Today's theme is the high seas featuring films by Renny Harlin, John McTiernan, Takashi Otsuka, Richard Fleischer, Michael Curtiz, Charles Frend, and Frank Lloyd.

20,000 Leagues Under the Sea (1954)
After their ship is sunk, Professor Pierre Aronnax (Paul Lukas) and his assistant Conseil (Peter Lorre), along with harpooner Ned Land (Kirk Douglas), find themselves guests of the mysterious Captain Nemo (James Mason) aboard his submarine the Nautilus. Before everything was put behind the Disney+ paywall, this adaptation of Jules Verne's classic 1870 novel was one of those films that was on TV so much that I pretty much grew up watching it. Even all these years later I still retain a lot of affection for it and Mason's mesmerising performance as Nemo, despite the unfortunate white washing (a common problem in most adaptations). It also has, in my humble opinion, the all time best version of  Nautilus, a truly brilliant work of steampunk design.

Rating: ⭐⭐⭐⭐
One Piece: Stampede (2019)
The Straw Hat Pirates arrive at a festival being attended by pirates from all over the world and take part in a hunt to find a treasure belonging to Pirate King Gold Roger, only to fall into a trap orchestrated by a vengeful member of Roger's crew. Like most of the One Piece movies this is a non-canonical standalone adventure that takes place at an unspecific (and inconsistent) time in the show's chronology. It was released to celebrate the anime's 20th anniversary and is really just a big fight scene with a lot of fan service. The film tries to cram in as many cameos as it can, quickly giving up even slightly plausible explanations for why everyone is there by the time Sabo just randomly appears. If you're a fan then there's certainly some fun to be had from seeing all these characters getting to interact for once, but not much else.  

Rating: ⭐⭐⭐
Mutiny on the Bounty (1935)
Fletcher Christian (Clark Gable), first mate on the merchant vessel HMS Bounty, leads a mutiny against his tyrannical commander, the cruel and crooked Captain Bligh (Charles Laughton). Cast adrift in a lifeboat with those loyal to him, Bligh vows to survive and take revenge against Christian and the other mutineers. Really drags after the mutiny, which is over far too quickly. Bends the truth as much as it can to exaggerate Bligh's cruelty and paints him as one rotten apple who is shunned by his fellow seamen in the end, when the truth is he was no different than all the other officers in the Royal Navy.
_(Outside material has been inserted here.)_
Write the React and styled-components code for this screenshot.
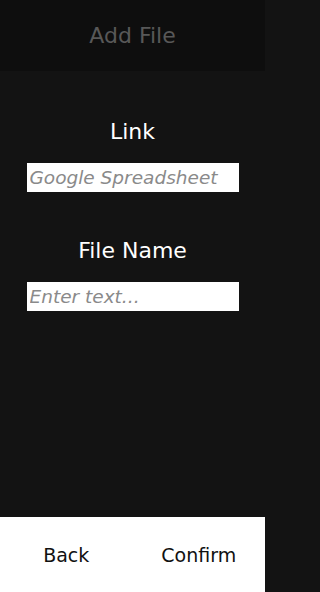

The whole system was rotten, but this film lets it off the hook and ends with roaring rendition of 'Rule Britannia'.

Rating: ⭐⭐
Cutthroat Island (1995)
Notorious pirate Morgan Adams (Geena Davis) teams up with con man William Shaw (Matthew Modine) to find and translate all three pieces of a map leading to a huge stash of hidden gold on Cutthroat Island. One of cinema's most infamous flops. It tanked so badly it killed an entire studio, although to be fair the studio was in such bad shape it probably would've still collapsed even if this had turned a profit. Like so many action directors, Harlin mistakes being bombastic for being exciting and badly miscast his then wife Geena Davis in the lead role.

Rating: ⭐⭐
The Sea Hawk (1940)
Geoffrey Thorpe (Errol Flynn), a dashing privateer in the service of Queen Elizabeth I (Flora Robson), attacks a Spanish ship and soon uncovers a conspiracy to invade England. This was the tenth of eleven films Flynn made with director Michael Curtiz and their third swashbuckler after Captain Blood and The Adventures of Robin Hood. Curtiz obviously tried to get the whole band back together, but while Flynn and composer Erich Wolfgang Korngold said yes, Olivia de Havilland and Basil Rathbone said no and their absences are deeply felt. An unapologetic pro-British piece of WWII propaganda, it starts off big with a massive navel battle, but then slumbers along towards a rather limp conclusion.

Rating: ⭐⭐
The Cruel Sea (1953)
During the Battle of the Atlantic, Lt. Commander George Ericson (Jack Hawkins) is given command of the corvette HMS Compass Rose, with its inexperienced crew, and assigned to protect convoys from enemy U-Boats. Unlike most navel warfare movies, The Cruel Sea isn't concerned with grand heroics, duelling captains, or epic battles. This is more of a slice of life drama about what it was really like for sailors on those harsh seas, the difficult conditions they faced, the hard choices they had to make, and how even returning home could offer little comfort. Hawkins heads up a strong cast and gives one of the best performances of his career.

Rating: ⭐⭐⭐⭐
The Hunt for Red October (1990)
Soviet navel captain Marko Ramius (Sean Connery) is given command of the Red October, the newest Typhoon-class submarine equipped with a prototype stealth propulsion system. Once at sea, Ramius defies orders and sets course for the American east coast. The Russians convince the Americas that Ramius is mad and planning a nuclear attack, but CIA analyst Jack Ryan (Alec Baldwin) believes that Ramius is trying to defect. This was the first adaptation of Tom Clancy's Jack Ryan novels and remains the best, although I will concede that Harrison Ford is a better Ryan. Thanks to excellent direction from John McTiernan, Jan de Bont's slick cinematography, and a classic score by Basil Poledouris, this is a cracking Cold War thriller, the last great one to come up before the final fall of the Soviet Union. Connery proved once again that when you have true movie star charisma you can pretty much get away with playing any nationality with a thick Scottish accent. He's backed up by an impressive supporting cast including Scott Glenn, James Earl Jones, Sam Neill, Joss Ackland, Tim Curry, Richard Jordan, Stellan SkarsgÄrd, and Courtney B. Vance.

Rating: ⭐⭐⭐⭐
Mark Greig has been writing for Doux Reviews since 2011 More Mark Greig

    3 comments:

    1. Love 20,000 Leagues and Red October. Both brilliant movies that I fully enjoyed watching.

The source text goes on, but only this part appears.